Logo, quando se compara o Supremo ao Poder Moderador, acaba-se por admitir que a Corte pode atuar arbitrariamente, interferindo nos demais poderes. Não é isso que se pretende para o Brasil. O autoritarismo, venha de onde vier, deve ser combatido. Dito isso, cabe perguntar: de que modo o STF deve agir, a fim de controlar a constitucionalidade sem exorbitar seus poderes? A pergunta é dificílima.


Em livro recentemente lançado, intitulado “Processo Constitucional e Democracia”, o Professor Luiz Guilherme Marinoni, titular da cadeira de Direito Processual Civil da UFPR e um dos maiores juristas brasileiros, procura dar uma resposta. Em poucas palavras e sem a pretensão de resumir em uma coluna um livro denso, redigido em milhares de páginas, pode-se afirmar que para o ilustre Professor é fundamental que haja diálogo institucional. Ou seja: o Supremo interpreta a Constituição, mas na Constituição não está escrito que ele tem a última palavra. Para que a democracia seja assegurada, o Legislativo e o Executivo também devem ser consultados, não podendo ser tolhidos pela atuação da Corte Suprema.

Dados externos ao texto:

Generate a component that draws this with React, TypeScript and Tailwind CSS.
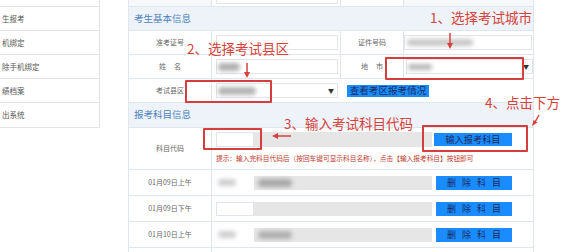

Rodadas institucionais definiriam os valores a prevalecer em cada caso. Tome-se por exemplo o aborto. Neste tema, inexiste consenso. Há o que se chama de dissenso moral relevante. De um lado, há os que defendam a vida do feto, considerando-a fundamental. De outro, há os que sustentam a primazia da vontade da mulher, a quem caberia decidir pelo prosseguimento da gravidez. Deve-se reconhecer que ambos os lados representam posições baseadas em princípios morais relevantes. O direito à vida do feto se choca com a liberdade da mulher em abortar. Em assunto tão polêmico, se o Supremo considerasse inconstitucional o crime de aborto, seria admissível que o Congresso iniciasse nova rodada institucional, pronunciando-se sobre o tema por meio de lei. Caberia ao Supremo novamente decidir sobre a constitucionalidade da criminalização.


É certo que haveria tensão entre os poderes, mas por meio dela poderia ser observada a vontade popular. O controle de constitucionalidade é um instrumento universalmente conhecido. Desde o célebre caso Marbury x Madison, decidido pela Suprema Corte dos estados Unidos em 1803, admite-se que caiba ao tribunal supremo a decisão sobre a constitucionalidade dos atos do Executivo ou do Legislativo. Ocorre que o controle de constitucionalidade pelo Judiciário não pode significar a exclusão dos demais poderes, principalmente porque isso acarretaria substancial déficit democrático.


Quando inexistisse lei, não caberia ao Supremo se pronunciar sobre o tema até que o Legislativo o fizesse. Além disso, a decisão do Supremo poderia ser contrastada por posterior promulgação de lei, por meio da qual fosse cristalizada a vontade popular. Embora essa concepção não seja imune a críticas, é certo que por meio dela se resguarda a democracia e os anseios populares. O Rule of Law, o Império do Direito, não aceita que o Supremo atue como Poder Moderador. No próprio exercício do controle de constitucionalidade o Supremo não pode exorbitar seus poderes, sendo admissível que, após a decisão da Corte, continue o diálogo institucional com os demais poderes. A tarefa é complexa, mas sem diálogo institucional, cairemos em uma indesejada juristocracia, em que os rumos do país serão definidos pela Corte, à revelia do povo. Não é isso o que queremos.


(*) Ricardo Alexandre da Silva é advogado, professor e presidente do IFL – Curitiba.